→ **ROWS**:
········
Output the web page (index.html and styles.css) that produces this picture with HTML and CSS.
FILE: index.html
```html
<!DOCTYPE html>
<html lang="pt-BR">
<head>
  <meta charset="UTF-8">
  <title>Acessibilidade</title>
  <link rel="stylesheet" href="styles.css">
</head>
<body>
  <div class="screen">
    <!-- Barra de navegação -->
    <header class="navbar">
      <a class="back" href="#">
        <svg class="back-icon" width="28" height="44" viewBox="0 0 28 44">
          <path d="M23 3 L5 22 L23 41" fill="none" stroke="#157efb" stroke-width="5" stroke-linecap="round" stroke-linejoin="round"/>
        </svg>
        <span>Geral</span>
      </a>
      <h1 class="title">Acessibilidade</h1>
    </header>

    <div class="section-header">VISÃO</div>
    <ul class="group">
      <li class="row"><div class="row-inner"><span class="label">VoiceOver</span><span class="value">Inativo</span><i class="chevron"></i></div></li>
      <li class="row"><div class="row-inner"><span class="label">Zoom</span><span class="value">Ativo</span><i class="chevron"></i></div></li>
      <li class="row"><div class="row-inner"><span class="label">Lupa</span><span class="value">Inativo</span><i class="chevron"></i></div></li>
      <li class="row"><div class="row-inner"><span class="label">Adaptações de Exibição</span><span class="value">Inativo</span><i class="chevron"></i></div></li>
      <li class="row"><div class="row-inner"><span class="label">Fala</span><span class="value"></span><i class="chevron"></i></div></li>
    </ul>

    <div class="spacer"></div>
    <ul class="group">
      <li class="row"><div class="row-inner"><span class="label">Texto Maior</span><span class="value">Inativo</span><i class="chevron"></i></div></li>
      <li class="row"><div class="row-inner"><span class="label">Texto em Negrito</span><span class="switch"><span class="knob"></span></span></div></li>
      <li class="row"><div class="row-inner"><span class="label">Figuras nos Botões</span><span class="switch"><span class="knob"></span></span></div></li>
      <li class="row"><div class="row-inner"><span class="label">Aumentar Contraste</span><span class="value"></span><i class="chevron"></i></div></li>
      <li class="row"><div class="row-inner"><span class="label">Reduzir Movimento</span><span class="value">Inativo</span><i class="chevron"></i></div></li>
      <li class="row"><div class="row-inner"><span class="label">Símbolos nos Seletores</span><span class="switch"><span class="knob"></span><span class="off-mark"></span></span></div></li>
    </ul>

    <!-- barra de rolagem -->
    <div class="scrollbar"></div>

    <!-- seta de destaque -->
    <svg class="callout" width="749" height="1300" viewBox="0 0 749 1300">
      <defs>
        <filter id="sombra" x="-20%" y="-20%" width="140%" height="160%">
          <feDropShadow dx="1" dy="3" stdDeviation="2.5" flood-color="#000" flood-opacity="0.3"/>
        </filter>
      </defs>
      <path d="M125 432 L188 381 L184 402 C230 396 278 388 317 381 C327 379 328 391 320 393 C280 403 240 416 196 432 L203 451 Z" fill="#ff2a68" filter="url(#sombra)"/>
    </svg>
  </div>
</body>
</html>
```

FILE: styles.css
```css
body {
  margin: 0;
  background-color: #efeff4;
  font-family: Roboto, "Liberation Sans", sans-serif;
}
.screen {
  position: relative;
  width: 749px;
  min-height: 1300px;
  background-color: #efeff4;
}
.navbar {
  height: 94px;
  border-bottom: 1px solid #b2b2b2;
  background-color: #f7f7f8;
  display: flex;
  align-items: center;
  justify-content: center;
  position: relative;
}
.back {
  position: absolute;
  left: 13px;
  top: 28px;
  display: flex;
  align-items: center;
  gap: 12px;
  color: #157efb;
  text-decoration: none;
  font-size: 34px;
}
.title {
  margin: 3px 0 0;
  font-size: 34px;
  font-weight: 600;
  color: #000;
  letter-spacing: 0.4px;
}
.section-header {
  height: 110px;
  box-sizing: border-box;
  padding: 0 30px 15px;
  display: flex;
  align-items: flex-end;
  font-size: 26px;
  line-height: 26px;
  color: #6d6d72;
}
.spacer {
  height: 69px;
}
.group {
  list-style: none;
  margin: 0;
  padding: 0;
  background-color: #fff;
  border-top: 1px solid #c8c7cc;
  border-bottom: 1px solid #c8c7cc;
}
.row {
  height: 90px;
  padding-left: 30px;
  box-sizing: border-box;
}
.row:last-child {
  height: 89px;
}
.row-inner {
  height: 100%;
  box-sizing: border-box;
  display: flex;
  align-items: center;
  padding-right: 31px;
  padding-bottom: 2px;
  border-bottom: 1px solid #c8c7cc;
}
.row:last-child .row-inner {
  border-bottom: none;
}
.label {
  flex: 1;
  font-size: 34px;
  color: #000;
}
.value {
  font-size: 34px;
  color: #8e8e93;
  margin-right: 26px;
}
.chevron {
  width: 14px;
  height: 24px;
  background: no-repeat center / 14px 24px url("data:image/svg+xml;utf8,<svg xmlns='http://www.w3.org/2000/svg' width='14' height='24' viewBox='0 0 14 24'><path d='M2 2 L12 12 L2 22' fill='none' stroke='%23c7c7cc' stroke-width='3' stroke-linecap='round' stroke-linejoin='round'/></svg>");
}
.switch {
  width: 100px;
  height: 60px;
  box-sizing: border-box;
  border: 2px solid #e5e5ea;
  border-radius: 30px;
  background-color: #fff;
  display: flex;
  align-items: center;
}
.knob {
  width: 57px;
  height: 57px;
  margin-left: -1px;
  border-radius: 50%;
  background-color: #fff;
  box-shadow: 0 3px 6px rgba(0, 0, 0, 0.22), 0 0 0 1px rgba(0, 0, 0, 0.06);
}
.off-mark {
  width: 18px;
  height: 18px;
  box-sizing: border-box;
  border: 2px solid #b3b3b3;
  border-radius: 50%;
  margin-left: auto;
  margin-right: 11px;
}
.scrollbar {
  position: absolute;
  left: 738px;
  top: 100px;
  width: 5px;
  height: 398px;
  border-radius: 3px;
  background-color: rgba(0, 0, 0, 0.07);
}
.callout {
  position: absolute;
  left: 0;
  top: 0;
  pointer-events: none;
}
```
········
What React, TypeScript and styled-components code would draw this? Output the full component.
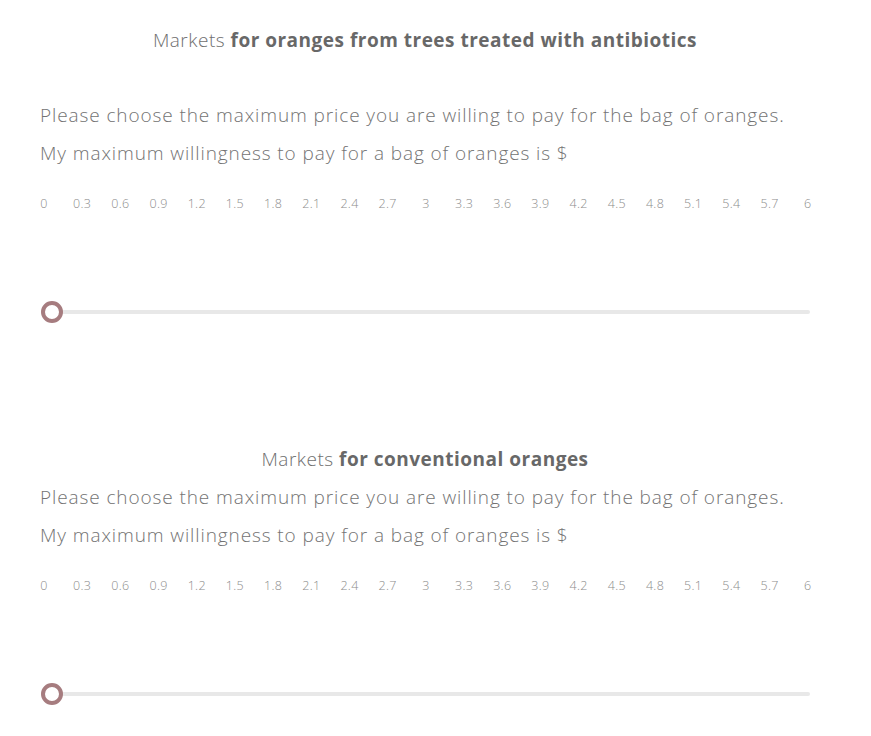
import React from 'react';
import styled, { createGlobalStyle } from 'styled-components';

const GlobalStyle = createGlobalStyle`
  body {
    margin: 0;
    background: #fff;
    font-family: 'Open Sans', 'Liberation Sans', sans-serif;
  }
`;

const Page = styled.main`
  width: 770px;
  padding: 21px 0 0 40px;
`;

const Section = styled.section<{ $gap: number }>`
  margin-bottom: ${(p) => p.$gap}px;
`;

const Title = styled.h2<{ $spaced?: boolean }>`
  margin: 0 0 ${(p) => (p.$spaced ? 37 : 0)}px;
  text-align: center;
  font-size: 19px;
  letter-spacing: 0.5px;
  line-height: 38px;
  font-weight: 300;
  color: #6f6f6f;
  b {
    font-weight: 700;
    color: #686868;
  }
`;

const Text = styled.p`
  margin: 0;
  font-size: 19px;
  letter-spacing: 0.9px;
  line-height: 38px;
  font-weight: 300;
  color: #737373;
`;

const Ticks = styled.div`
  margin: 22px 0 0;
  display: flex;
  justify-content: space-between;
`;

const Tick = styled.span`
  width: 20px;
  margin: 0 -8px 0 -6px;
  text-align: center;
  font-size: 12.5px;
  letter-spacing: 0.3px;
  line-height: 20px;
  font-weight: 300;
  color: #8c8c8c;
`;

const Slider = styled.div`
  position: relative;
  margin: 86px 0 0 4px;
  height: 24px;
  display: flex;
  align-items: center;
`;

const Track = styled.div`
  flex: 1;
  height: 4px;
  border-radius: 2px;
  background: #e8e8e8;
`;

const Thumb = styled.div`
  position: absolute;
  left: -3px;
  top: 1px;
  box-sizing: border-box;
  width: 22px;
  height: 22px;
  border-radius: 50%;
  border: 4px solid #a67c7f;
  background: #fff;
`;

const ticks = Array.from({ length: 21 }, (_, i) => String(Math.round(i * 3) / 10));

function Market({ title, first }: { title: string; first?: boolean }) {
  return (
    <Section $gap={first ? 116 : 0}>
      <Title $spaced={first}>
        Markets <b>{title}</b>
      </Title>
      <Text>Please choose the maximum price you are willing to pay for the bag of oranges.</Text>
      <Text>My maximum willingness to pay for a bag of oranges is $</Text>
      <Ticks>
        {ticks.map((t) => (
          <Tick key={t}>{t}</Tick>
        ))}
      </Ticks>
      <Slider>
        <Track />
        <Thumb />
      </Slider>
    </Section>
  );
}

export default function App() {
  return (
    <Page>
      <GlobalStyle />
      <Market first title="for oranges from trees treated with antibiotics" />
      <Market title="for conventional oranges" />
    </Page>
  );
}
········
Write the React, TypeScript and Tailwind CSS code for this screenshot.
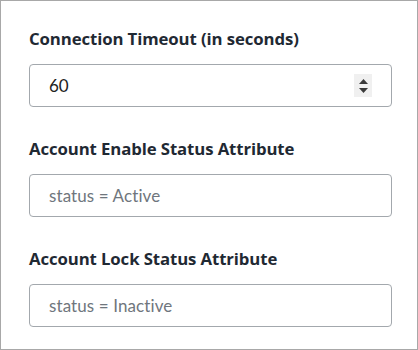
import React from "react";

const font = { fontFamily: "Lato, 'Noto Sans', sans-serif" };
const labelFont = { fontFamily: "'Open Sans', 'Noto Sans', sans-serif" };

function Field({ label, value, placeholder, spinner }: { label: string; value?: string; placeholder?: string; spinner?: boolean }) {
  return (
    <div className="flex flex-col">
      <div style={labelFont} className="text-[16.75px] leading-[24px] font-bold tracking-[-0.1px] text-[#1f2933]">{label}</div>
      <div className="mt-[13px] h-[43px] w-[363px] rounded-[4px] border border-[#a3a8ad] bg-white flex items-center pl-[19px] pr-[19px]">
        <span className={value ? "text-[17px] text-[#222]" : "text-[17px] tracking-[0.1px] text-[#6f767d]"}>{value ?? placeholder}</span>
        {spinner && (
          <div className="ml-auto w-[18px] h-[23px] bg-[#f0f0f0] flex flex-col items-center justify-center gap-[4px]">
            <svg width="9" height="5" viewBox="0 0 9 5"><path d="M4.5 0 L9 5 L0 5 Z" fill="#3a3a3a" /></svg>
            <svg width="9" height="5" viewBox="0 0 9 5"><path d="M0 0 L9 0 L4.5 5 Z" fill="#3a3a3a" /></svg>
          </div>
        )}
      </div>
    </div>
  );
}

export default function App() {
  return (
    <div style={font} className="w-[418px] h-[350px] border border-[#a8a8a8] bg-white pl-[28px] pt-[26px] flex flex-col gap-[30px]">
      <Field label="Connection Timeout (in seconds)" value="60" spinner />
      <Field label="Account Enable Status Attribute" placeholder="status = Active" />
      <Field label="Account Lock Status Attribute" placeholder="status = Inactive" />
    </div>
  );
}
········
Go through the entries and return each line where the word "this" appears.

→ **SOLVED EXERCISE**:
Output the web page (index.html and styles.css) that produces this picture with HTML and CSS.
What React, TypeScript and styled-components code would draw this? Output the full component.
Write the React, TypeScript and Tailwind CSS code for this screenshot.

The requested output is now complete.